Review: Shards & Ashes

Shards & AshesTitle: Shards & Ashes
Author: by Melissa Marr & Kelley Armstrong
Published: February 2013
Authors’ Websites: http://www.melissamarrbooks.com/
and http://www.kelleyarmstrong.com/
Genre: Science Fiction, YA, teen

Review:  This collection is the result of Marr and Armstrong proposing to this group of authors to each write a short story in which the future is dark and bleak.  To that extent, this collection is a success, some more bleak, some more dark.

“Hearken” by Veronica Roth– Kids with special musical talents are given implants that allow them to hear life or death songs, which are within all humans, so they can recreate the music on their instruments.  While interesting, I found this story boring.

 “Branded” by Kelley Armstrong – Pure-blooded humans have walled themselves in towns/fortresses to keep out supernaturals, hybrids, and outsiders.  Due to the limited food, populations are controlled, and if one of the townspeople is found to have supernatural blood, he are branded and cast out.  Such is the case with Braeden.  When he is found to have werewolf blood, he is branded and cast out, leaving behind his best friend, Rayne, even though he’s never turned and has been a valued member of the community.
"No, we will not," the guard said, his voice growing louder as the parents' footsteps trampled over the hard earth. "Come back and get the child or you are leaving her for the hybrids."

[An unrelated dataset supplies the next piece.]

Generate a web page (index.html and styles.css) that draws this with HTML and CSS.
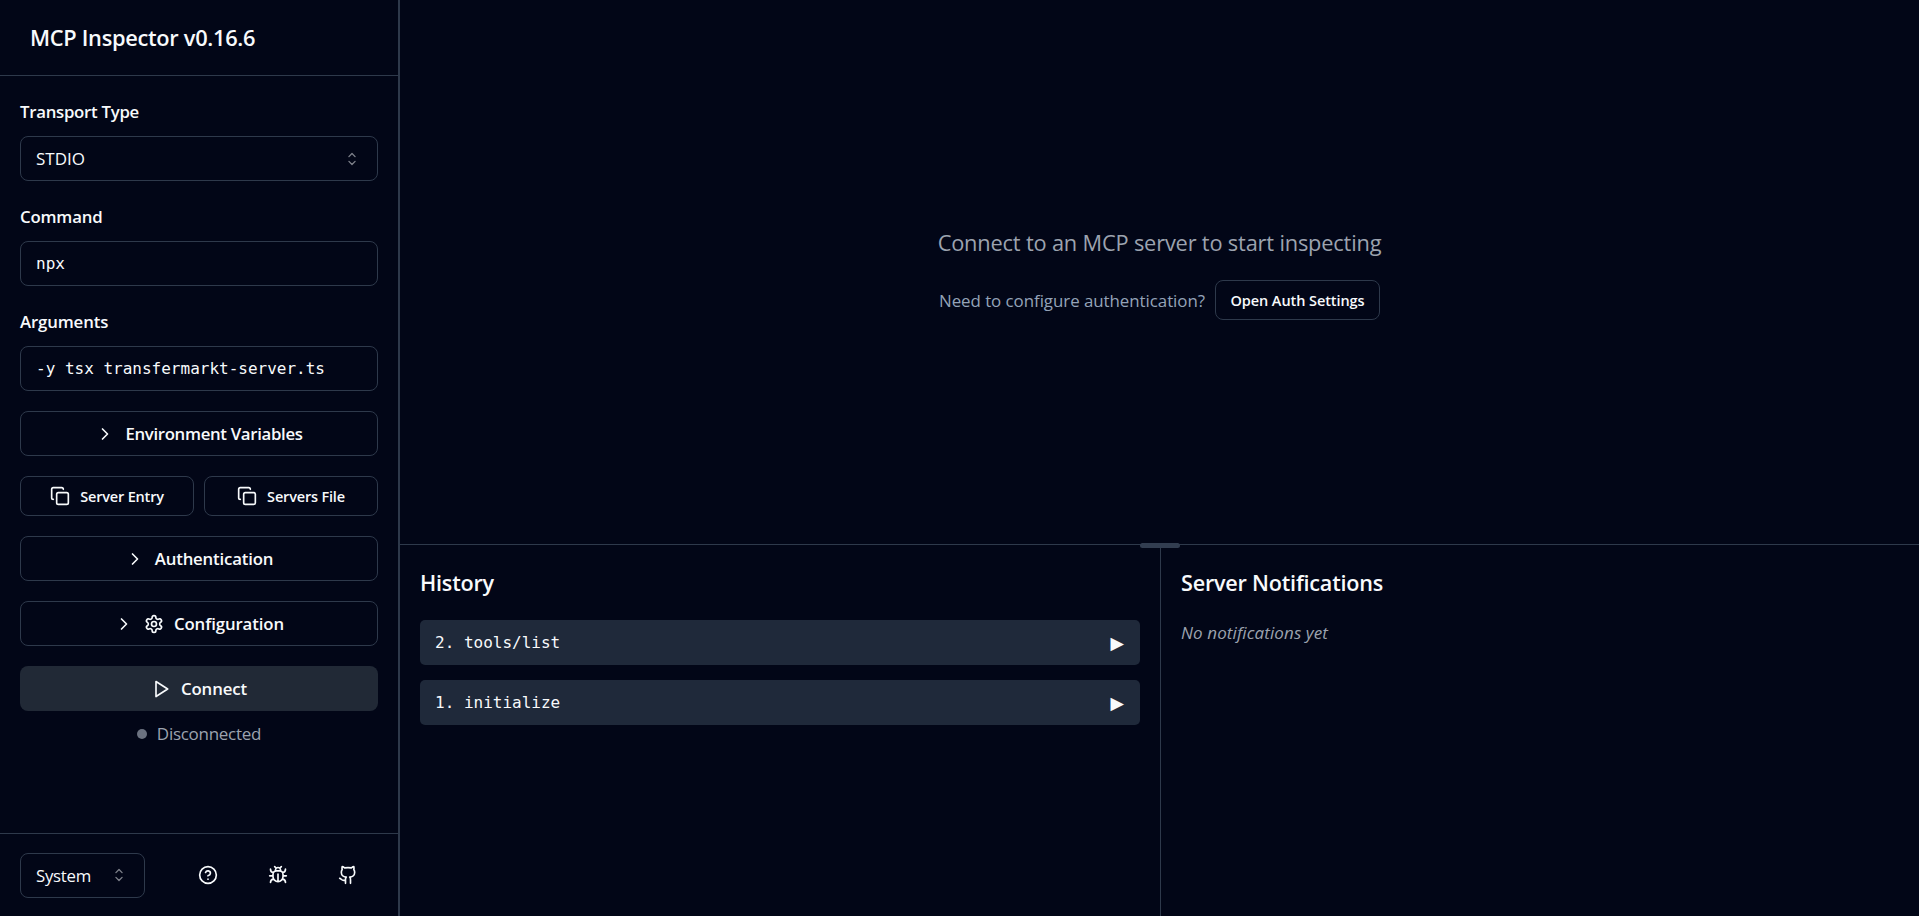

“Necklace of Raindrops” by Margaret Stohl – In this world, everyone has a necklace with life beads. Some use up their beads quickly by being risk takers, while others hide/covet theirs, called lifers.  But maybe there’s a life outside of this.  Could it be possible that life isn’t really tied to these necklaces of raindrops?  While interesting, I found this one boring, as well.

“Dogsbody” by Rachel Caine – A corporate-run government that makes decisions based strictly on numbers, for the betterment and survival of the people, but more for the betterment of their own elite lifestyle.  After surviving a “downsizing”, an orphans works his way up through the system, seeking revenge against those who orchestrated it.  A fairly compelling storyline with good action.  One of my favorites.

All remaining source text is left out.